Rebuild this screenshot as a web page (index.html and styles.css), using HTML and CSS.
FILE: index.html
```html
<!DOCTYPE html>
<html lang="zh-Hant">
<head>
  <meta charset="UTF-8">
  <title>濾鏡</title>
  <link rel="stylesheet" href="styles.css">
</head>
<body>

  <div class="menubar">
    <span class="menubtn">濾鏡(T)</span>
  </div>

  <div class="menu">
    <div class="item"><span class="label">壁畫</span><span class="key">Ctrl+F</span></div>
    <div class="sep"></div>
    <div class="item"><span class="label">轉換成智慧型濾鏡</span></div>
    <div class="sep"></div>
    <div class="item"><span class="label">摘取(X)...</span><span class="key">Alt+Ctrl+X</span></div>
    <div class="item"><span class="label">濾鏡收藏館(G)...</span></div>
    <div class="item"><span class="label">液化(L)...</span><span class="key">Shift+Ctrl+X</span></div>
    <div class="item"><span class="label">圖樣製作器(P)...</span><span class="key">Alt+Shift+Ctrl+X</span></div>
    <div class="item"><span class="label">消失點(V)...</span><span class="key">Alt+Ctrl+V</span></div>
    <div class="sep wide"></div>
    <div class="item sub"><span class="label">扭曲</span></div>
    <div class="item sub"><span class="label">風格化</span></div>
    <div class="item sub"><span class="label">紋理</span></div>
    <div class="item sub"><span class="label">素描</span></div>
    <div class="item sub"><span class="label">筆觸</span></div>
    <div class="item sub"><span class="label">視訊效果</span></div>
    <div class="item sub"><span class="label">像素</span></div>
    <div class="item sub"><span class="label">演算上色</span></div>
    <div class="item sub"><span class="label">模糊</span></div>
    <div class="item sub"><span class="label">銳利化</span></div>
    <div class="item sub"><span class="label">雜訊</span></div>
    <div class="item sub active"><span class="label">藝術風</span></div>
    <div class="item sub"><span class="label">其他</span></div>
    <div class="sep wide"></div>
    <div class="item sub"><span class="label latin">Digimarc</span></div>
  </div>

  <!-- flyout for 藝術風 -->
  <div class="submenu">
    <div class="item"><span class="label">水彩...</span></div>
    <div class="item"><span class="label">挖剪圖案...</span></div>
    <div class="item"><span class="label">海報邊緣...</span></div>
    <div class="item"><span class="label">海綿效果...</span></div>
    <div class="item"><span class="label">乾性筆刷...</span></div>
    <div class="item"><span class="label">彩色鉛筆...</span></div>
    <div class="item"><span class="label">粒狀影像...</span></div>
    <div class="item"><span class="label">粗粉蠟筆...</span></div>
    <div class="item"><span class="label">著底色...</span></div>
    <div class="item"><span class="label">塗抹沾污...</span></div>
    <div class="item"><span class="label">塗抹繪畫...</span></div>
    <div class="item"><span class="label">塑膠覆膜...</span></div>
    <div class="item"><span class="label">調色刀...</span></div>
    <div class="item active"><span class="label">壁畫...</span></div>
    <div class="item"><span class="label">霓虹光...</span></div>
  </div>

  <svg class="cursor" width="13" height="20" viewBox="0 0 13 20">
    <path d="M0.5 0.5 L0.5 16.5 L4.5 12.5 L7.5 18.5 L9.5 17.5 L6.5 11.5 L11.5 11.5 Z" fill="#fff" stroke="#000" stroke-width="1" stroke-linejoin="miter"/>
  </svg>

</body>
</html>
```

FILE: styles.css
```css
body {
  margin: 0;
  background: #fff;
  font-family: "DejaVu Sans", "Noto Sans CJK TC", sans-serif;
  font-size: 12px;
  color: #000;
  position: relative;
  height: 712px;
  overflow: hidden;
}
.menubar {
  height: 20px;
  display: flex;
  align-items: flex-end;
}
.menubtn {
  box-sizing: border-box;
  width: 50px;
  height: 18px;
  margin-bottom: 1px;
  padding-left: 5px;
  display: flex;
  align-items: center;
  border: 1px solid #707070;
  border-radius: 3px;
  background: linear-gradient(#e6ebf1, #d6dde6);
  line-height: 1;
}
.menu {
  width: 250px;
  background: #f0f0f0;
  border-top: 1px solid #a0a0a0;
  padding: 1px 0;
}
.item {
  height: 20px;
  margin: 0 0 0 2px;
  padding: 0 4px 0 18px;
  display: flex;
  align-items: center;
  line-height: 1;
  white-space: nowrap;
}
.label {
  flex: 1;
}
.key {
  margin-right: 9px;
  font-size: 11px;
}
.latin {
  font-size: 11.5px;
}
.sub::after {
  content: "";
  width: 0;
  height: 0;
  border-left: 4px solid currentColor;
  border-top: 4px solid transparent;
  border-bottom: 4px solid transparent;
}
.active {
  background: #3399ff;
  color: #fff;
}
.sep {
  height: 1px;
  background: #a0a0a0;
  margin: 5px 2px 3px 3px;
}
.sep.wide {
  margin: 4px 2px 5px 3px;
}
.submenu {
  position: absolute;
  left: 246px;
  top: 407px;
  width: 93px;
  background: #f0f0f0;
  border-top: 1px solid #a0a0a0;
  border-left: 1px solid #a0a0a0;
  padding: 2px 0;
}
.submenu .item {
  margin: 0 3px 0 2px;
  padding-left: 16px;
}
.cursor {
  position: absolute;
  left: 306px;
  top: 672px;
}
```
■ ■ ■ ■ ■
Write every line of the material above again, exactly.

→ **RESULT**
Rebuild this screenshot as a web page (index.html and styles.css), using HTML and CSS.
FILE: index.html
```html
<!DOCTYPE html>
<html lang="zh-Hant">
<head>
  <meta charset="UTF-8">
  <title>濾鏡</title>
  <link rel="stylesheet" href="styles.css">
</head>
<body>

  <div class="menubar">
    <span class="menubtn">濾鏡(T)</span>
  </div>

  <div class="menu">
    <div class="item"><span class="label">壁畫</span><span class="key">Ctrl+F</span></div>
    <div class="sep"></div>
    <div class="item"><span class="label">轉換成智慧型濾鏡</span></div>
    <div class="sep"></div>
    <div class="item"><span class="label">摘取(X)...</span><span class="key">Alt+Ctrl+X</span></div>
    <div class="item"><span class="label">濾鏡收藏館(G)...</span></div>
    <div class="item"><span class="label">液化(L)...</span><span class="key">Shift+Ctrl+X</span></div>
    <div class="item"><span class="label">圖樣製作器(P)...</span><span class="key">Alt+Shift+Ctrl+X</span></div>
    <div class="item"><span class="label">消失點(V)...</span><span class="key">Alt+Ctrl+V</span></div>
    <div class="sep wide"></div>
    <div class="item sub"><span class="label">扭曲</span></div>
    <div class="item sub"><span class="label">風格化</span></div>
    <div class="item sub"><span class="label">紋理</span></div>
    <div class="item sub"><span class="label">素描</span></div>
    <div class="item sub"><span class="label">筆觸</span></div>
    <div class="item sub"><span class="label">視訊效果</span></div>
    <div class="item sub"><span class="label">像素</span></div>
    <div class="item sub"><span class="label">演算上色</span></div>
    <div class="item sub"><span class="label">模糊</span></div>
    <div class="item sub"><span class="label">銳利化</span></div>
    <div class="item sub"><span class="label">雜訊</span></div>
    <div class="item sub active"><span class="label">藝術風</span></div>
    <div class="item sub"><span class="label">其他</span></div>
    <div class="sep wide"></div>
    <div class="item sub"><span class="label latin">Digimarc</span></div>
  </div>

  <!-- flyout for 藝術風 -->
  <div class="submenu">
    <div class="item"><span class="label">水彩...</span></div>
    <div class="item"><span class="label">挖剪圖案...</span></div>
    <div class="item"><span class="label">海報邊緣...</span></div>
    <div class="item"><span class="label">海綿效果...</span></div>
    <div class="item"><span class="label">乾性筆刷...</span></div>
    <div class="item"><span class="label">彩色鉛筆...</span></div>
    <div class="item"><span class="label">粒狀影像...</span></div>
    <div class="item"><span class="label">粗粉蠟筆...</span></div>
    <div class="item"><span class="label">著底色...</span></div>
    <div class="item"><span class="label">塗抹沾污...</span></div>
    <div class="item"><span class="label">塗抹繪畫...</span></div>
    <div class="item"><span class="label">塑膠覆膜...</span></div>
    <div class="item"><span class="label">調色刀...</span></div>
    <div class="item active"><span class="label">壁畫...</span></div>
    <div class="item"><span class="label">霓虹光...</span></div>
  </div>

  <svg class="cursor" width="13" height="20" viewBox="0 0 13 20">
    <path d="M0.5 0.5 L0.5 16.5 L4.5 12.5 L7.5 18.5 L9.5 17.5 L6.5 11.5 L11.5 11.5 Z" fill="#fff" stroke="#000" stroke-width="1" stroke-linejoin="miter"/>
  </svg>

</body>
</html>
```

FILE: styles.css
```css
body {
  margin: 0;
  background: #fff;
  font-family: "DejaVu Sans", "Noto Sans CJK TC", sans-serif;
  font-size: 12px;
  color: #000;
  position: relative;
  height: 712px;
  overflow: hidden;
}
.menubar {
  height: 20px;
  display: flex;
  align-items: flex-end;
}
.menubtn {
  box-sizing: border-box;
  width: 50px;
  height: 18px;
  margin-bottom: 1px;
  padding-left: 5px;
  display: flex;
  align-items: center;
  border: 1px solid #707070;
  border-radius: 3px;
  background: linear-gradient(#e6ebf1, #d6dde6);
  line-height: 1;
}
.menu {
  width: 250px;
  background: #f0f0f0;
  border-top: 1px solid #a0a0a0;
  padding: 1px 0;
}
.item {
  height: 20px;
  margin: 0 0 0 2px;
  padding: 0 4px 0 18px;
  display: flex;
  align-items: center;
  line-height: 1;
  white-space: nowrap;
}
.label {
  flex: 1;
}
.key {
  margin-right: 9px;
  font-size: 11px;
}
.latin {
  font-size: 11.5px;
}
.sub::after {
  content: "";
  width: 0;
  height: 0;
  border-left: 4px solid currentColor;
  border-top: 4px solid transparent;
  border-bottom: 4px solid transparent;
}
.active {
  background: #3399ff;
  color: #fff;
}
.sep {
  height: 1px;
  background: #a0a0a0;
  margin: 5px 2px 3px 3px;
}
.sep.wide {
  margin: 4px 2px 5px 3px;
}
.submenu {
  position: absolute;
  left: 246px;
  top: 407px;
  width: 93px;
  background: #f0f0f0;
  border-top: 1px solid #a0a0a0;
  border-left: 1px solid #a0a0a0;
  padding: 2px 0;
}
.submenu .item {
  margin: 0 3px 0 2px;
  padding-left: 16px;
}
.cursor {
  position: absolute;
  left: 306px;
  top: 672px;
}
```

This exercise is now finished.